Ah, I see, that is trickier. If I were to attempt it, perhaps this is how I'd go about it. After cutting down the shoulder to 0.25", and before gluing anything, cut notches into the nose cones. Most of this cut would be with the grain, the bottom of the notch could be cleaned up with a square file. Then, cut out the width of the fins from the 0.5" long BT5. I'm not sure how long I'd make the tabs, somewhere between 0.5" and tip chord of the fins.
Great minds apparently think alike; I had a nearly identical thought after my last post. The only tweak I would make is that I would keep the slots (and the fin tab) confined to the .5" shoulder area; I'd rather not be messing up the exposed part of the nose.

If I then made those fins from basswood, I'd have a pretty strong assembly. Strong enough to survive a landing? That would remain to be seen. :) I'll have to see if I can afford the extra weight back there.

The fins of course *will* be TTW in mounting to the airframe.
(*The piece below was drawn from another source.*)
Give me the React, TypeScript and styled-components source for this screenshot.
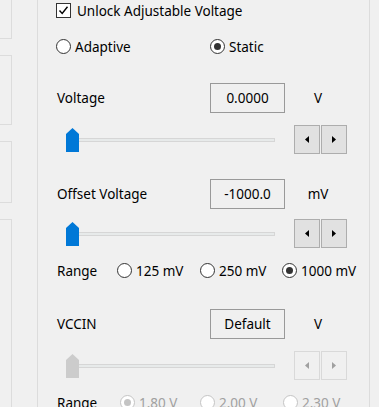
import React from 'react'
import styled, { createGlobalStyle } from 'styled-components'

const GlobalStyle = createGlobalStyle`
  html, body {
    margin: 0;
    padding: 0;
    background: #f0f0f0;
  }
  body {
    font-family: 'Noto Sans', 'Open Sans', sans-serif;
    font-size: 13.5px;
    color: #000;
  }
`

const Page = styled.div`
  display: flex;
  width: 379px;
  height: 407px;
  overflow: hidden;
  background: #f0f0f0;
`

const SideStrip = styled.div`
  display: flex;
  flex-direction: column;
  gap: 16px;
  width: 37px;
  flex-shrink: 0;
`

const SideBox = styled.div<{ $h: number; $first?: boolean }>`
  width: 13px;
  height: ${({ $h }) => $h}px;
  margin-left: -1px;
  margin-top: ${({ $first }) => ($first ? '-1px' : '0')};
  border: 1px solid #dcdcdc;
  box-sizing: border-box;
  flex-shrink: 0;
`

const Panel = styled.div`
  display: flex;
  flex-direction: column;
  width: 333px;
  flex-shrink: 0;
  box-sizing: border-box;
  border-left: 1px solid #dcdcdc;
  border-right: 1px solid #dcdcdc;
  padding-left: 18px;
`

const Row = styled.div<{ $mt: number; $h: number }>`
  display: flex;
  align-items: center;
  margin-top: ${({ $mt }) => $mt}px;
  height: ${({ $h }) => $h}px;
  flex-shrink: 0;
  white-space: nowrap;
`

const CheckBox = styled.span`
  display: inline-flex;
  align-items: center;
  justify-content: center;
  width: 15px;
  height: 15px;
  box-sizing: border-box;
  border: 1px solid #333;
  background: #fff;
  margin-right: 6px;
`

const Option = styled.div<{ $w?: number; $disabled?: boolean }>`
  display: flex;
  align-items: center;
  width: ${({ $w }) => ($w ? `${$w}px` : 'auto')};
  color: ${({ $disabled }) => ($disabled ? '#a0a0a0' : '#000')};
`

const RadioCircle = styled.span<{ $checked?: boolean; $disabled?: boolean }>`
  display: inline-flex;
  align-items: center;
  justify-content: center;
  width: 15px;
  height: 15px;
  box-sizing: border-box;
  border-radius: 50%;
  border: 1px solid ${({ $disabled }) => ($disabled ? '#c4c4c4' : '#333')};
  background: #fff;
  margin-right: 4px;
  &::after {
    content: '';
    display: ${({ $checked }) => ($checked ? 'block' : 'none')};
    width: 7px;
    height: 7px;
    border-radius: 50%;
    background: ${({ $disabled }) => ($disabled ? '#c4c4c4' : '#333')};
  }
`

const Label = styled.div<{ $w: number }>`
  width: ${({ $w }) => $w}px;
  flex-shrink: 0;
  padding-left: 1px;
  box-sizing: border-box;
`

const ValueBox = styled.div`
  width: 75px;
  height: 30px;
  box-sizing: border-box;
  border: 1px solid #999;
  display: flex;
  align-items: center;
  justify-content: center;
  background: #f0f0f0;
`

const Unit = styled.div`
  width: 66px;
  text-align: center;
`

const SliderTrack = styled.div`
  position: relative;
  width: 209px;
  height: 100%;
  margin-left: 10px;
  display: flex;
  align-items: center;
  &::before {
    content: '';
    display: block;
    width: 100%;
    height: 4px;
    box-sizing: border-box;
    border: 1px solid #d6d6d6;
    background: #e7eaea;
  }
`

const Thumb = styled.svg`
  position: absolute;
  left: 0;
  top: 50%;
  margin-top: -12px;
`

const SpinGroup = styled.div`
  display: flex;
  margin-left: 19px;
  height: 29px;
`

const SpinButton = styled.div<{ $disabled?: boolean }>`
  width: 26px;
  height: 29px;
  box-sizing: border-box;
  border: 1px solid ${({ $disabled }) => ($disabled ? '#d9d9d9' : '#adadad')};
  background: ${({ $disabled }) => ($disabled ? '#f0f0f0' : '#e1e1e1')};
  display: flex;
  align-items: center;
  justify-content: center;
  & + & {
    margin-left: 1px;
  }
`

function Arrow({ dir, disabled }: { dir: 'left' | 'right'; disabled?: boolean }) {
  const fill = disabled ? '#a0a0a0' : '#000'
  return (
    <svg width="4" height="7" viewBox="0 0 4 7">
      {dir === 'left' ? <polygon points="4,0 4,7 0,3.5" fill={fill} /> : <polygon points="0,0 0,7 4,3.5" fill={fill} />}
    </svg>
  )
}

function Slider({ mt, disabled }: { mt: number; disabled?: boolean }) {
  return (
    <Row $mt={mt} $h={29}>
      <SliderTrack>
        <Thumb width="13" height="24" viewBox="0 0 13 24">
          <polygon points="6.5,0 13,6 13,24 0,24 0,6" fill={disabled ? '#cccccc' : '#0078d7'} />
        </Thumb>
      </SliderTrack>
      <SpinGroup>
        <SpinButton $disabled={disabled}>
          <Arrow dir="left" disabled={disabled} />
        </SpinButton>
        <SpinButton $disabled={disabled}>
          <Arrow dir="right" disabled={disabled} />
        </SpinButton>
      </SpinGroup>
    </Row>
  )
}

function Radio({ label, checked, disabled, w }: { label: string; checked?: boolean; disabled?: boolean; w?: number }) {
  return (
    <Option $w={w} $disabled={disabled}>
      <RadioCircle $checked={checked} $disabled={disabled} />
      {label}
    </Option>
  )
}

export default function App() {
  return (
    <>
      <GlobalStyle />
      <Page>
        <SideStrip>
          <SideBox $h={40} $first />
          <SideBox $h={70} />
          <SideBox $h={62} />
          <SideBox $h={220} />
        </SideStrip>
        <Panel>
          <Row $mt={3} $h={15}>
            <CheckBox>
              <svg width="11" height="11" viewBox="0 0 11 11">
                <polyline points="1.5,5.5 4.2,8.5 9.5,1.8" fill="none" stroke="#000" strokeWidth="1.4" />
              </svg>
            </CheckBox>
            Unlock Adjustable Voltage
          </Row>
          <Row $mt={21} $h={15}>
            <Radio label="Adaptive" w={154} />
            <Radio label="Static" checked />
          </Row>

          <Row $mt={29} $h={30}>
            <Label $w={154}>Voltage</Label>
            <ValueBox>0.0000</ValueBox>
            <Unit>V</Unit>
          </Row>
          <Slider mt={12} />

          <Row $mt={25} $h={30}>
            <Label $w={154}>Offset Voltage</Label>
            <ValueBox>-1000.0</ValueBox>
            <Unit>mV</Unit>
          </Row>
          <Slider mt={10} />

          <Row $mt={15} $h={15}>
            <Label $w={61}>Range</Label>
            <Radio label="125 mV" w={83} />
            <Radio label="250 mV" w={82} />
            <Radio label="1000 mV" checked />
          </Row>

          <Row $mt={31} $h={30}>
            <Label $w={154}>VCCIN</Label>
            <ValueBox>Default</ValueBox>
            <Unit>V</Unit>
          </Row>
          <Slider mt={12} disabled />

          <Row $mt={15} $h={15}>
            <Label $w={64}>Range</Label>
            <Radio label="1.80 V" w={80} checked disabled />
            <Radio label="2.00 V" w={83} disabled />
            <Radio label="2.30 V" disabled />
          </Row>
        </Panel>
      </Page>
    </>
  )
}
But the new breakaway idea is an interesting one....
It's also a pain, and would mean having to go looking for at least one pod after each landing.

I wish I could think of a way to change the design to make it less vulnerable, but I don't have any ideas at the moment. Certainly, there have been plenty of rockets with pods out the back, maybe I'm worrying a bit too much.
 
I wish I could think of a way to change the design to make it less vulnerable, but I don't have any ideas at the moment. Certainly, there have been plenty of rockets with pods out the back, maybe I'm worrying a bit too much.

I bet the rocket will be fine, you've got a nice grassy area to launch with a very soft surface. (Although Alcubierre has suffered some damage)

A design change you could consider is rear eject, that would bring it down nose first. And also let you have a seamless front end.